By Casey C. Sullivan, Esq. on March 27, 2015 | Last updated on March 21, 2019

Several months after the Tenth Circuit struck down Arizona and Kansas' proof of citizenship voter registration lawsuit, the states have asked the Supreme Court to hear the case. The Tenth had rejected a suit by the two states which sought to force the Election Assistance Commission to include a proof of citizenship requirement on federal voter registration forms. Arizona and Kansas had failed to demonstrate that voter registration fraud via the federal forms prevented either state from enforcing their voter qualification laws, the court ruled.

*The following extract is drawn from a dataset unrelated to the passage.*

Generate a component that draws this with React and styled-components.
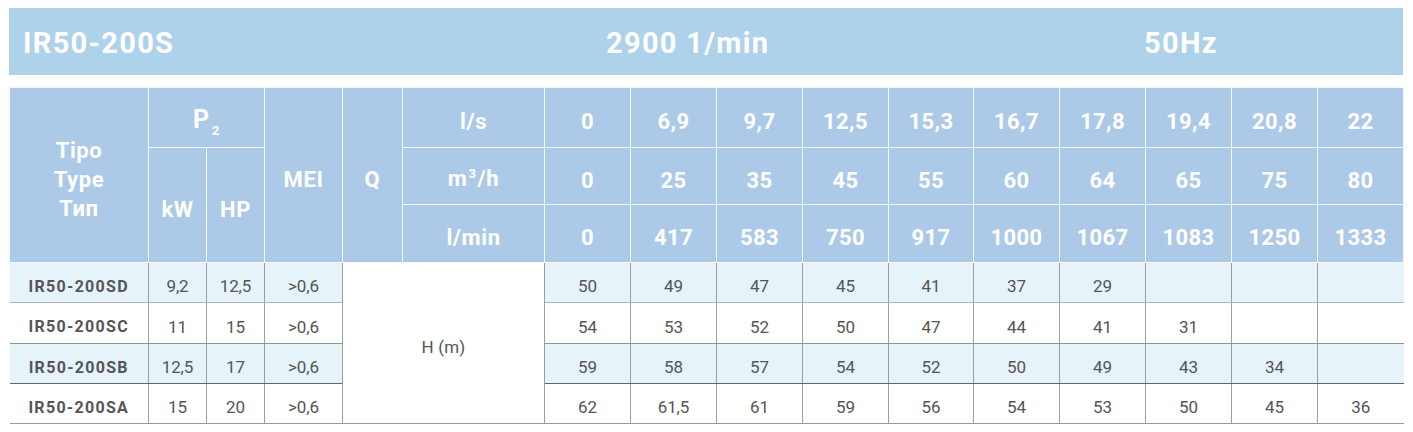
import React from 'react';
import styled, { createGlobalStyle } from 'styled-components';

const Global = createGlobalStyle`
  *, *::before, *::after { box-sizing: border-box; }
  html, body { margin: 0; padding: 0; background: #fff; }
  body { font-family: Roboto, "Liberation Sans", sans-serif; }
`;

const Page = styled.div`
  padding: 8px 10px 0 9px;
  width: 1413px;
`;

const TitleBar = styled.div`
  display: grid;
  grid-template-columns: 583px 538px auto;
  align-items: center;
  width: 1394px;
  height: 67px;
  padding: 3px 0 0 14px;
  background: #aed2ea;
  color: #fff;
  font-weight: 700;
  font-size: 29px;
  letter-spacing: 1.3px;
  white-space: nowrap;
`;

const Table = styled.table`
  margin-top: 12px;
  width: 1394px;
  table-layout: fixed;
  border-collapse: collapse;
  border-spacing: 0;
`;

const Th = styled.th`
  height: ${(p) => (p.$h ? `${p.$h}px` : 'auto')};
  background: #adc9e8;
  color: #fff;
  font-weight: 700;
  font-size: 22px;
  letter-spacing: ${(p) => (p.$num ? '0.4px' : '0.6px')};
  line-height: 29px;
  border: 1px solid #f4f8fc;
  padding: 8px 0 0;
  text-align: center;
  vertical-align: middle;
  white-space: nowrap;
`;

const PLabel = styled.span`
  font-size: 25px;
`;

const Sub = styled.span`
  font-size: 13px;
  position: relative;
  top: 7px;
  margin-left: 2px;
`;

const Sup = styled.span`
  font-size: 13px;
  position: relative;
  top: -8px;
  margin: 0 1px;
`;

const Td = styled.td`
  height: ${(p) => p.$h}px;
  background: ${(p) => (p.$shade ? '#e6f3f9' : '#fff')};
  color: #555;
  font-size: ${(p) => (p.$bold ? '16px' : '17px')};
  font-weight: ${(p) => (p.$bold ? 700 : 400)};
  letter-spacing: ${(p) => (p.$bold ? '1.3px' : '-0.1px')};
  border-top: none;
  border-left: ${(p) => (p.$first ? 'none' : '1px solid #9e9e9e')};
  border-right: ${(p) => (p.$last ? 'none' : '1px solid #9e9e9e')};
  border-bottom: 1px solid ${(p) => p.$line};
  padding: 7px 0 0;
  text-align: center;
  vertical-align: middle;
  white-space: nowrap;
`;

const HCell = styled(Td)`
  background: #fff;
  border-left: 1px solid #9e9e9e;
  border-right: 1px solid #9e9e9e;
  border-bottom: 1px solid #9a9a9a;
  padding-top: 8px;
  letter-spacing: 0.2px;
`;

const ls = ['0', '6,9', '9,7', '12,5', '15,3', '16,7', '17,8', '19,4', '20,8', '22'];
const m3h = ['0', '25', '35', '45', '55', '60', '64', '65', '75', '80'];
const lmin = ['0', '417', '583', '750', '917', '1000', '1067', '1083', '1250', '1333'];

const rows = [
  { type: 'IR50-200SD', kw: '9,2', hp: '12,5', mei: '>0,6', shade: true, h: 40, line: '#aab4bb',
    vals: ['50', '49', '47', '45', '41', '37', '29', '', '', ''] },
  { type: 'IR50-200SC', kw: '11', hp: '15', mei: '>0,6', shade: false, h: 41, line: '#8f9397',
    vals: ['54', '53', '52', '50', '47', '44', '41', '31', '', ''] },
  { type: 'IR50-200SB', kw: '12,5', hp: '17', mei: '>0,6', shade: true, h: 40, line: '#5e656c',
    vals: ['59', '58', '57', '54', '52', '50', '49', '43', '34', ''] },
  { type: 'IR50-200SA', kw: '15', hp: '20', mei: '>0,6', shade: false, h: 40, line: '#9a9a9a',
    vals: ['62', '61,5', '61', '59', '56', '54', '53', '50', '45', '36'] },
];

const colWidths = [139, 58, 58, 78, 60, 142, 86, 86, 86, 86, 85, 86, 86, 86, 86, 86];

export default function App() {
  return (
    <>
      <Global />
      <Page>
        <TitleBar>
          <span>IR50-200S</span>
          <span>2900 1/min</span>
          <span>50Hz</span>
        </TitleBar>
        <Table>
          <colgroup>
            {colWidths.map((w, i) => (
              <col key={i} style={{ width: w }} />
            ))}
          </colgroup>
          <thead>
            <tr>
              <Th rowSpan={3}>
                Tipo
                <br />
                Type
                <br />
                Тип
              </Th>
              <Th colSpan={2} $h={60}>
                <PLabel>P</PLabel>
                <Sub>2</Sub>
              </Th>
              <Th rowSpan={3}>MEI</Th>
              <Th rowSpan={3}>Q</Th>
              <Th $h={60}>l/s</Th>
              {ls.map((v, i) => (
                <Th key={i} $num>
                  {v}
                </Th>
              ))}
            </tr>
            <tr>
              <Th rowSpan={2}>kW</Th>
              <Th rowSpan={2}>HP</Th>
              <Th $h={57}>
                m<Sup>3</Sup>/h
              </Th>
              {m3h.map((v, i) => (
                <Th key={i} $num>
                  {v}
                </Th>
              ))}
            </tr>
            <tr>
              <Th $h={58}>l/min</Th>
              {lmin.map((v, i) => (
                <Th key={i} $num>
                  {v}
                </Th>
              ))}
            </tr>
          </thead>
          <tbody>
            {rows.map((r, ri) => (
              <tr key={r.type}>
                <Td $first $bold $shade={r.shade} $h={r.h} $line={r.line}>
                  {r.type}
                </Td>
                <Td $shade={r.shade} $h={r.h} $line={r.line}>
                  {r.kw}
                </Td>
                <Td $shade={r.shade} $h={r.h} $line={r.line}>
                  {r.hp}
                </Td>
                <Td $shade={r.shade} $h={r.h} $line={r.line}>
                  {r.mei}
                </Td>
                {ri === 0 && (
                  <HCell rowSpan={4} colSpan={2} $h={r.h} $line="#9a9a9a">
                    H (m)
                  </HCell>
                )}
                {r.vals.map((v, i) => (
                  <Td key={i} $last={i === 9} $shade={r.shade} $h={r.h} $line={r.line}>
                    {v}
                  </Td>
                ))}
              </tr>
            ))}
          </tbody>
        </Table>
      </Page>
    </>
  );
}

The Election Assistance Commission has until April 23rd to respond to the states' petition for certiorari.

Will Arizona Get A Redo?

If SCOTUS accepts the case, this will be Arizona's second shot at enforcing proof of citizenship voter rules in the High Court. In 2013, in the case of Arizona v. ITCA, the court threw out Arizona's election law which required officials to "reject" voter registration forms, including the federal form, that were not accompanied by proof of citizenship. It flatly conflicted with the National Voter Registration Act, the Court found, and -- thanks Supremacy Clause! -- was preempted by the federal law.

If Arizona does get another shot, the Tenth Circuit's opinion doesn't make it look like they'll succeed. The plaintiff states had argued that the EAC had no choice but to accept their demands to include extra information in the federal forms. This, the Tenth determined, isn't just wrong, but it would go against the holding in Arizona v. ITCA. That the EAC has a nondiscretionary duty to the states was considered and rejected by the Court already, according to the Tenth.

Is an Appeal Futile?

If the Tenth is right, then it probably is. SCOTUS hasn't changed in any significant way since Arizona v. ITCA. Then again, it was the Court that invited the states to petition the EAC in the first place, so perhaps they would be more sympathetic to the state's position.

There are also the political points to be won, even if the case itself is lost. The current conflict is just one in a series of disputes dating back to 2004. Whether they win or not, politicians in Arizona and Kansas have found consistent success wringing their hands over the thought that undocumented immigrants are swarming polling places, despite there being little evidence of voter fraud on any significant scale.